Thursday, April 9, 2015

Stories about my family EDIT!

Playing a game at writer's group, designed as a team building and as a getting to know you exercise, became a great way to germinate ideas.


My sons have red hair...


I've been bucked by a horse...


I enjoy sonnets...


My dad and my step dad are first cousins. No really. Making a longer story short for the sake of , well, my attempt at humor, my mom simply re-married back into the same family. No, it wasn't what you might be thinking. Not at all. It sure does make life interesting.


Yes there were occasional awkward moments, like that big family group picture at my high school graduation (NOW we laugh!).
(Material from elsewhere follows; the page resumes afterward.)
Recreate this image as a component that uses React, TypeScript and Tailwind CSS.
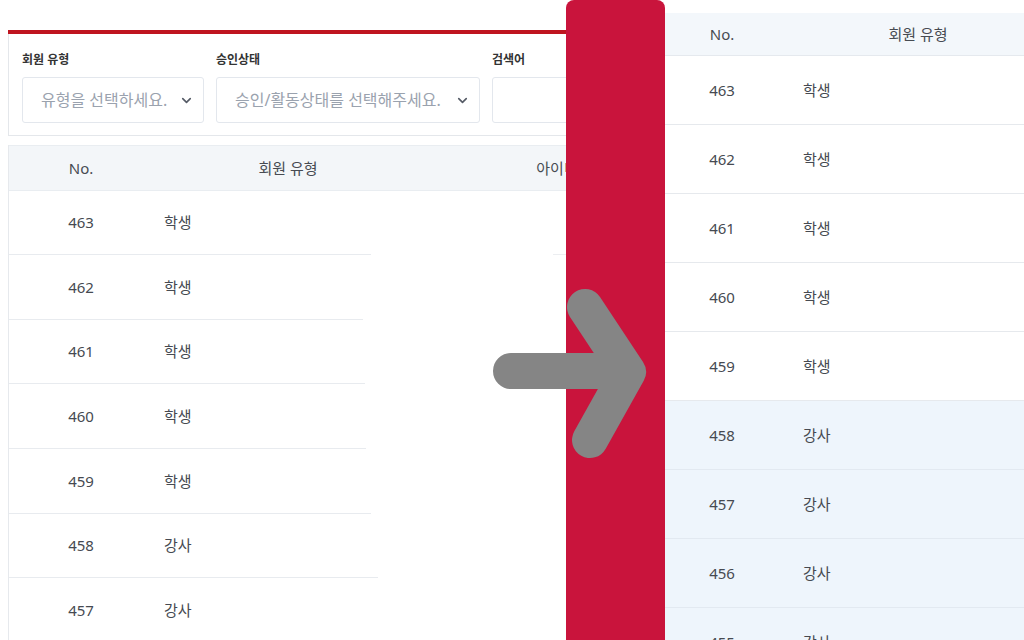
import { ChevronDown } from 'lucide-react';

const font = { fontFamily: '"Noto Sans", "Noto Sans CJK KR", sans-serif' };

const leftRows = [
    { no: 463, type: '학생', h: 'h-[63px]', line: 'w-[362px]', tail: true },
    { no: 462, type: '학생', h: 'h-[64px]', line: 'w-[354px]', tail: false },
    { no: 461, type: '학생', h: 'h-[63px]', line: 'w-[356px]', tail: false },
    { no: 460, type: '학생', h: 'h-[64px]', line: 'w-[357px]', tail: false },
    { no: 459, type: '학생', h: 'h-[64px]', line: 'w-[362px]', tail: false },
    { no: 458, type: '강사', h: 'h-[63px]', line: 'w-[369px]', tail: false },
    { no: 457, type: '강사', h: 'h-[64px]', line: 'w-[369px]', tail: false },
];

const rightRows = [
    { no: 463, type: '학생', alt: false },
    { no: 462, type: '학생', alt: false },
    { no: 461, type: '학생', alt: false },
    { no: 460, type: '학생', alt: false },
    { no: 459, type: '학생', alt: false },
    { no: 458, type: '강사', alt: true },
    { no: 457, type: '강사', alt: true },
    { no: 456, type: '강사', alt: true },
    { no: 455, type: '강사', alt: true },
];

const Select = ({ text, width }: { text: string; width: string }) => (
    <div className={`${width} flex h-[46px] items-center justify-between rounded-[3px] border border-[#e3e7ed] bg-white pl-[18px] pr-[9px]`}>
        <span className="text-[16px] text-[#9aa2ae]">{text}</span>
        <ChevronDown size={15} strokeWidth={2.6} className="text-[#555b66]" />
    </div>
);

const App = () => {
    return (
        <div className="relative flex h-[640px] w-[1024px] overflow-hidden bg-white text-[#464a51]" style={font}>
            {/* before */}
            <section className="w-[566px] shrink-0 overflow-hidden pl-[8px] pt-[30px]">
                <div className="w-[720px]">
                    <div className="h-[4px] bg-[#bf1520]" />
                    <div className="border-x border-b border-[#e4e7eb] px-[13px] pb-[12px] pt-[18px]">
                        <div className="flex gap-[12px]">
                            <div>
                                <div className="mb-[9px] h-[16px] text-[12px] font-semibold leading-[16px] text-[#333]">회원 유형</div>
                                <Select text="유형을 선택하세요." width="w-[182px]" />
                            </div>
                            <div>
                                <div className="mb-[9px] h-[16px] text-[12px] font-semibold leading-[16px] text-[#333]">승인상태</div>
                                <Select text="승인/활동상태를 선택해주세요." width="w-[264px]" />
                            </div>
                            <div>
                                <div className="mb-[9px] h-[16px] text-[12px] font-semibold leading-[16px] text-[#333]">검색어</div>
                                <div className="h-[46px] w-[200px] rounded-[3px] border border-[#e3e7ed]" />
                            </div>
                        </div>
                    </div>

                    <div className="mt-[9px] border-l border-[#e6e9ed]">
                        <div className="flex h-[46px] items-center border-y border-[#e9edf1] bg-[#f3f6f9] text-[15px] text-[#474b52]">
                            <div className="w-[144px] text-center">No.</div>
                            <div className="w-[270px] text-center">회원 유형</div>
                            <div className="w-[268px] text-center">아이디</div>
                        </div>
                        {leftRows.map((row) => (
                            <div key={row.no}>
                                <div className={`flex ${row.h} items-center text-[15px]`}>
                                    <div className="w-[144px] text-center">{row.no}</div>
                                    <div className="pl-[11px]">{row.type}</div>
                                </div>
                                <div className="flex h-px">
                                    <div className={`${row.line} bg-[#e8ebef]`} />
                                    {row.tail && <div className="ml-[182px] w-[20px] bg-[#eceef1]" />}
                                </div>
                            </div>
                        ))}
                    </div>
                </div>
            </section>

            {/* marker */}
            <div className="w-[99px] shrink-0 rounded-t-[8px] bg-[#c9143c]" />

            {/* after */}
            <section className="flex-1 overflow-hidden pt-[13px]">
                <div className="w-[420px]">
                    <div className="flex h-[43px] items-center border-b border-[#e5e9ee] bg-[#f3f7fb] text-[15px] text-[#474b52]">
                        <div className="w-[114px] text-center">No.</div>
                        <div className="w-[278px] text-center">회원 유형</div>
                    </div>
                    {rightRows.map((row) => (
                        <div
                            key={row.no}
                            className={`flex h-[69px] items-center border-b text-[15px] ${row.alt ? 'border-[#e2e9f1] bg-[#eef5fc]' : 'border-[#e6e9ed] bg-white'}`}
                        >
                            <div className="w-[114px] text-center">{row.no}</div>
                            <div className="pl-[24px]">{row.type}</div>
                        </div>
                    ))}
                </div>
            </section>

            {/* arrow */}
            <svg className="pointer-events-none absolute left-0 top-0" width="1024" height="640" viewBox="0 0 1024 640">
                <path
                    d="M511 371 H622 M585 307 L628 372 L590 440"
                    fill="none"
                    stroke="#858585"
                    strokeWidth="36"
                    strokeLinecap="round"
                    strokeLinejoin="round"
                />
            </svg>
        </div>
    );
};

export default App;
Or the time my mom tried to save and e-mail pictures on her computer and suddenly had the "2 dads" picture on her desk-top. It's a picture of one dad holding the other (an infant) presumably taken by one of their mothers, who were of course sisters. This incident prompted my brother to answer mom's voicemail with "Mother! Desktop wallpaper is NOT an emergency." In this case he may have been wrong. One of the great benefits to my brother and I was perhaps a larger opportunity to know and spend time with our grandparents, who adored my mom and their nephew.


As a kid, when the five of us sibs & steps were all together, observers always thought that I was one of the older group and that my brother was my dark-haired mom's only biological child. From 5th grade on I nearly always had a perm (yes, the spiral too) which matched me up with the older sibs and dad. I look back at pics from Christmases and station wagon vacations, and I see it immediately. Genetics is a funny thing.


It's frequently been a sport in my family to get out old (and newer) pictures and play the "They look like...." game. I'm not sure why. Most people I know do that with the newest baby in the family. We do it for decades. A friend told me my son resembles my great-grandfather, and he's named after a different one, but his personality is definitely all his own. It's not just true of my children that 3 people raised by the same parents and with similar tradition and experiences can be such very different individuals. None of my siblings have what I would classify as anything stunningly in common, but which group of siblings have? Most of us are Democrats, some of us love to read, we're not all married, we don't all have kids. We don't all live in our home town.


One of my greatest regrets is that we all aren't closer, because with parents, and certainly aging parents, it seems it would be a benefit to have a few more people around, not just to share the coming responsibility, but to share memories and make a few new ones. For a multitude of reasons (I did say there are 5 of us), this isn't likely to happen, and it's not something I necessarily mourn, just one of those "in an ideal world" lingering thoughts. Something that comes up when a friend goes out to lunch with a sister or the entire family gathers for Christmas or a crisis.